#### Entries supplied

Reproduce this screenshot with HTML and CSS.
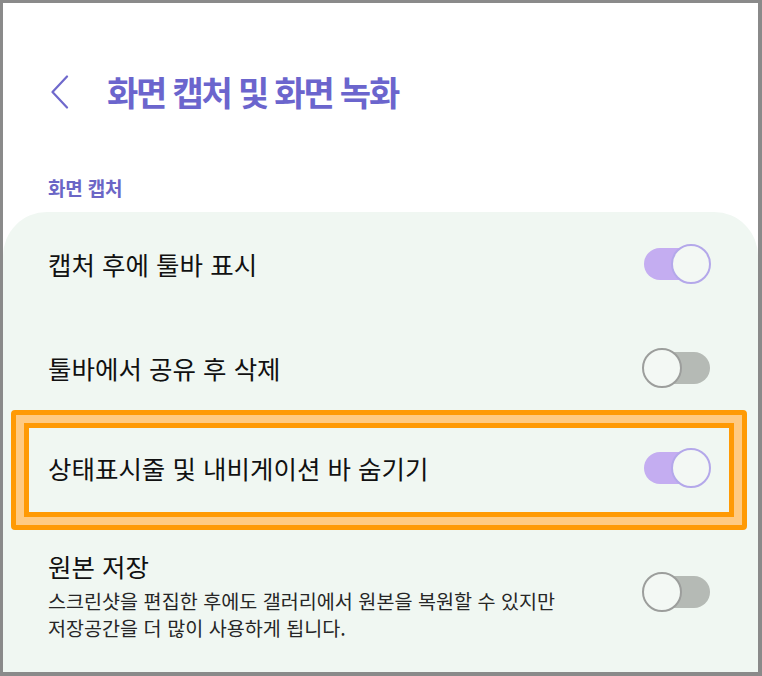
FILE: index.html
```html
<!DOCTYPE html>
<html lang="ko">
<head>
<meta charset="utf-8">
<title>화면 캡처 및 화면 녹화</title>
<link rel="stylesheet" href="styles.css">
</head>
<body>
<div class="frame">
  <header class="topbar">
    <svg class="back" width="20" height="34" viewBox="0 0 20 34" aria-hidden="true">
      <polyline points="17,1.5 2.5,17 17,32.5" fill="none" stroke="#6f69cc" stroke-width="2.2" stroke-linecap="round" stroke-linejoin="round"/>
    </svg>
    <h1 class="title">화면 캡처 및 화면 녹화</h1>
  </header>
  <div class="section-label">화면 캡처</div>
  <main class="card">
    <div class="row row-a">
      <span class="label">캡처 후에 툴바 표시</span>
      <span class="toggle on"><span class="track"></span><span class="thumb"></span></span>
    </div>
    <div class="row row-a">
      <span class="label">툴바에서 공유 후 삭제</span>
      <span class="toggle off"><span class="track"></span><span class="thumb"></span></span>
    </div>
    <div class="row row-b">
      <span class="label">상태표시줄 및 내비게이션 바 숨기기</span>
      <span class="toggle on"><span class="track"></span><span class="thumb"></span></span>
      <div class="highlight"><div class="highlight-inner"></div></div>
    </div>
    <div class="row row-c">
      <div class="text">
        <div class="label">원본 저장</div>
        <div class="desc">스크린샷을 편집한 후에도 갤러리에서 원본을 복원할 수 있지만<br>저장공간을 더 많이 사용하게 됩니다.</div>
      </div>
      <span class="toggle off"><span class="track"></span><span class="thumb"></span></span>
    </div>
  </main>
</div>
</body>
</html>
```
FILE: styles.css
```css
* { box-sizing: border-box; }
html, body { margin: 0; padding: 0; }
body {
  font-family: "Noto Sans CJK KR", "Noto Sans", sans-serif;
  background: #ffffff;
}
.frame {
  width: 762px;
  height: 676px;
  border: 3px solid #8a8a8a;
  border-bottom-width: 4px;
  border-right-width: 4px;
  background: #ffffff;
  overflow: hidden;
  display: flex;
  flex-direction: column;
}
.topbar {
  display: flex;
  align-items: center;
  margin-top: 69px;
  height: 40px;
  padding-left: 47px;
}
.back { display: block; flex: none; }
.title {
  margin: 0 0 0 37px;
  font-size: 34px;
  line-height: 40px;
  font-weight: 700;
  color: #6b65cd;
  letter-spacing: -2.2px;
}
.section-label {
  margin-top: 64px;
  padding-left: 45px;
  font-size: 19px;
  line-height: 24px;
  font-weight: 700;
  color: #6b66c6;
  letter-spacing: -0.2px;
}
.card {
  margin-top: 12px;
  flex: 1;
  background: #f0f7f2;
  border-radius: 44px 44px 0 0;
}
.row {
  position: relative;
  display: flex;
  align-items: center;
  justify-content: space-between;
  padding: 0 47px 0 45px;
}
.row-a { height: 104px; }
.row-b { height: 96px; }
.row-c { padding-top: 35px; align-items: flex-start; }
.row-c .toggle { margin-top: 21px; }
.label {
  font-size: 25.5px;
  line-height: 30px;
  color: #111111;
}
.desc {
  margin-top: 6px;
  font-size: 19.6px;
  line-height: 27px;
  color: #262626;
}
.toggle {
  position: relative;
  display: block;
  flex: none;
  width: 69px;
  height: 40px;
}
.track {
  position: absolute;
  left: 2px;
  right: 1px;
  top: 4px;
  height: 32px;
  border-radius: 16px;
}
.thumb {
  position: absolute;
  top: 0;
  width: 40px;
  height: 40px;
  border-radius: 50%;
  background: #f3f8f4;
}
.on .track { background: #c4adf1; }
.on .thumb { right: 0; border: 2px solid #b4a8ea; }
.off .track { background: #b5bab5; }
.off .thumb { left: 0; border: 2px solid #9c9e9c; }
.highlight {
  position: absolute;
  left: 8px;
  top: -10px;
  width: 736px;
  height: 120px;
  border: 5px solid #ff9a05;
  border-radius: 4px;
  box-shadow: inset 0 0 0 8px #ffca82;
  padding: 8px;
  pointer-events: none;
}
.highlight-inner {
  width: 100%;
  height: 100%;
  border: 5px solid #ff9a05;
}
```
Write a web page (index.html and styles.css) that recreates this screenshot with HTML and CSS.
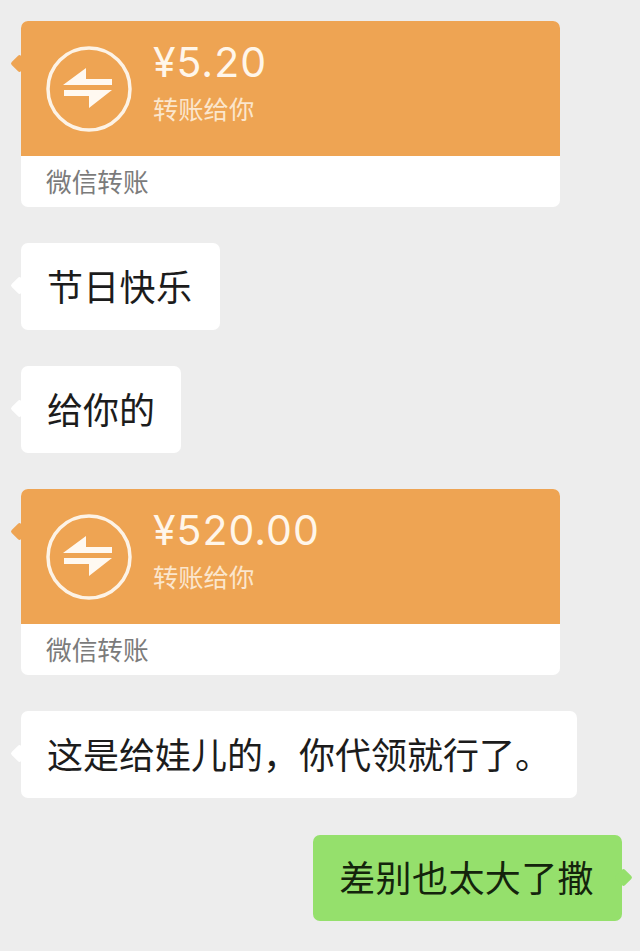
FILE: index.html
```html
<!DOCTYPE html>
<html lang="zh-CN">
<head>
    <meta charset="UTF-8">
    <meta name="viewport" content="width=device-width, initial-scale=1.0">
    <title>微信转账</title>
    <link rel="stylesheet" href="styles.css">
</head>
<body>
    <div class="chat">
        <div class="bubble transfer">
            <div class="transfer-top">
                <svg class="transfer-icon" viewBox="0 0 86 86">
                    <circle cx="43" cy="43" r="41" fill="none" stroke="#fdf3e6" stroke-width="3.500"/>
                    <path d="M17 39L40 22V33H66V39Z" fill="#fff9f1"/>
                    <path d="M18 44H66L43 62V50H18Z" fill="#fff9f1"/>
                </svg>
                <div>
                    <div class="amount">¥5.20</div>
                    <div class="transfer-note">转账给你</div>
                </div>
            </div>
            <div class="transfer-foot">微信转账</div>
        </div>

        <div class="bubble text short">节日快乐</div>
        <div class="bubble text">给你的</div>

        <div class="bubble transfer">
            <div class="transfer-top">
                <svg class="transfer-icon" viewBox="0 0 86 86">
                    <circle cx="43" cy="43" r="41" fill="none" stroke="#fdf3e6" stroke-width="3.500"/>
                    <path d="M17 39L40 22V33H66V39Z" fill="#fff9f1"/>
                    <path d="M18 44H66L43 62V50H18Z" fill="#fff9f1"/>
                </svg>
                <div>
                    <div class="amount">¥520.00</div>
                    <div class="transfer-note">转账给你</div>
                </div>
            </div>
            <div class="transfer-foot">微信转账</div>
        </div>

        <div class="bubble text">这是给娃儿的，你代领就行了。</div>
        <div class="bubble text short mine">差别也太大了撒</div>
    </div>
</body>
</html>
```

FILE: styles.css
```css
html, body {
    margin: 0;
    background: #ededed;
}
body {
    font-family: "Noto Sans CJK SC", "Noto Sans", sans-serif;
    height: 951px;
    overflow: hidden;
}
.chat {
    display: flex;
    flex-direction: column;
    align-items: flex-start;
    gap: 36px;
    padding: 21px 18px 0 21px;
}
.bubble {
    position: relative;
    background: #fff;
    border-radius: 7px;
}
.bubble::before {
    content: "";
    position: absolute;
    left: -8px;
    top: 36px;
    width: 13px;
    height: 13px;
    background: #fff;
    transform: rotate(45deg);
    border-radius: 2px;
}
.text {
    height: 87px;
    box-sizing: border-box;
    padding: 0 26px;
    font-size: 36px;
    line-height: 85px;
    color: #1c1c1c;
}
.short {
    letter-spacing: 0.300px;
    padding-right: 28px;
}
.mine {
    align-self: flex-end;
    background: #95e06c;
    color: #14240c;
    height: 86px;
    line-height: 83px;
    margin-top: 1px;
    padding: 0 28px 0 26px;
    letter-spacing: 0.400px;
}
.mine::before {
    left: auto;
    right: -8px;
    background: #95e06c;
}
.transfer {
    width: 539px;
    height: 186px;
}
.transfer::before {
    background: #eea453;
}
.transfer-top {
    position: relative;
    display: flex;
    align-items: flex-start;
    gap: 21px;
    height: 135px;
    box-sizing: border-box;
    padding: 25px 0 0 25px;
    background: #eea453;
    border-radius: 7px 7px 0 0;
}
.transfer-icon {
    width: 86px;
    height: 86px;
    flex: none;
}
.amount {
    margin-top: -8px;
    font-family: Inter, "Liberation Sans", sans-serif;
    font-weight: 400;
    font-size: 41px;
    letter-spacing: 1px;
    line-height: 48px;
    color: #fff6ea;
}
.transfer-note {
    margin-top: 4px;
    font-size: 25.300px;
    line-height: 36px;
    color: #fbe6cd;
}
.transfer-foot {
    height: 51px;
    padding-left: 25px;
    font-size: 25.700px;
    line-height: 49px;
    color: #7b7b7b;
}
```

########

▶ **Stated exercise**
Search the data for "styles". Copy every matching line.

▶ **Result below**
<link rel="stylesheet" href="styles.css">
FILE: styles.css
Write a web page (index.html and styles.css) that recreates this screenshot with HTML and CSS.
    <link rel="stylesheet" href="styles.css">
FILE: styles.css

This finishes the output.